Use temperature sampling for creative outputs (higher = more random).


In [None]:

def sample_from_probs(probs, temperature=1.0):
    probs = np.asarray(probs).astype('float64')
    if temperature <= 0:
        # Greedy
        return np.argmax(probs)
    # Temperature scaling
    probs = np.log(probs + 1e-9) / temperature
    probs = np.exp(probs) / np.sum(np.exp(probs))
    return np.random.choice(len(probs), p=probs)

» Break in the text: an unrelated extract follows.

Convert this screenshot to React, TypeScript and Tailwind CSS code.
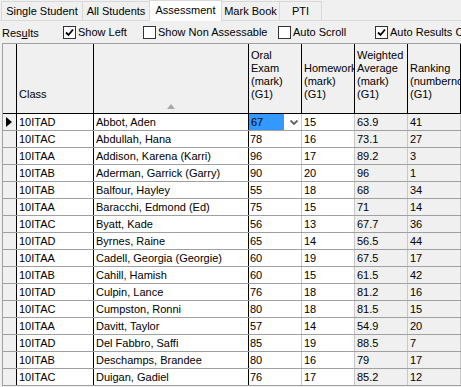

def generate_next_words(seed_text, num_words=5, temperature=0.8):
    text = seed_text.lower()
    for _ in range(num_words):
        seq = tokenizer.texts_to_sequences([text])[0]
        seq = pad_sequences([seq], maxlen=max_len-1, padding='pre')
        preds = model.predict(seq, verbose=0)[0]
        next_id = sample_from_probs(preds, temperature=temperature)
        next_word = None
        # Map id -> word
        for w, idx in word_index.items():
            if idx == next_id:
                next_word = w
                break
        if not next_word or next_word == "<oov>":
            # fallback to greedy if OOV/None
            next_id = int(np.argmax(preds))
            for w, idx in word_index.items():
                if idx == next_id:
                    next_word = w
                    break
        text += " " + next_word
    return text

# Quick test after training
seed = "alice was beginning"
print("Seed:", seed)
print("Greedy  :", generate_next_words(seed, num_words=8, temperature=0.0))
print("Creative:", generate_next_words(seed, num_words=8, temperature=0.9))


Seed: alice was beginning
Greedy  : alice was beginning to to to to to to to to
Creative: alice was beginning to conversation tired ' her her of do



## 6) Tips to Improve
- Use a **much larger corpus** (millions of tokens) for meaningful predictions.
- Increase **epochs** and **model size** (more LSTM units, stacked layers).
- Try **GRU** instead of LSTM for speed.
- For modern state-of-the-art results, consider **Transformers**.